There are some folks who think Koe is a better curler than his world-champion brother Kevin from Alberta, but has simply not had the same opportunities because he lives in the North. The whole team has lots of national experience and are better than we’ve come to expect from the northern entries at this event.

Three-quarters of this Cotter team also curled at last year’s Brier — and finished 4-7. They should only improve on that, but it’s still a steep climb from there to playoffs.

The Local Favourites (30-1) — Saskatchewan’s Scott Manners

If you’ve never heard of Manners, you’re not the only one. The Regina Leader-Post is curling’s bible in this province, and the very first time Manners appeared in those venerable pages was last month, when he came out of nowhere to defeat former Saskatchewan men’s champion Bruce Korte in the final.

That’s not good. And the support of the locals here during the next eight days could cut both ways for the rookie skip — giving him a much-needed psychological boost or just adding to what will already be an unprecedented amount of pressure.

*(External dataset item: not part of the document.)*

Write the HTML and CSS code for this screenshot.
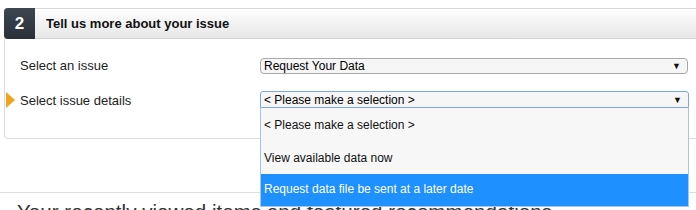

Also-rans (40-1) — New Brunswick’s Terry Odishaw, Prince Edward Island’s Mike Gaudet, Quebec’s Robert Desjardins, Nova Scotia’s Jamie Murphy

Prediction: The easy pick for the final would be a replay of the 2010 Brier final between Alberta’s Koe and Ontario’s Howard. But things rarely unfold entirely according to form at the Brier, and I don’t think this year is any different.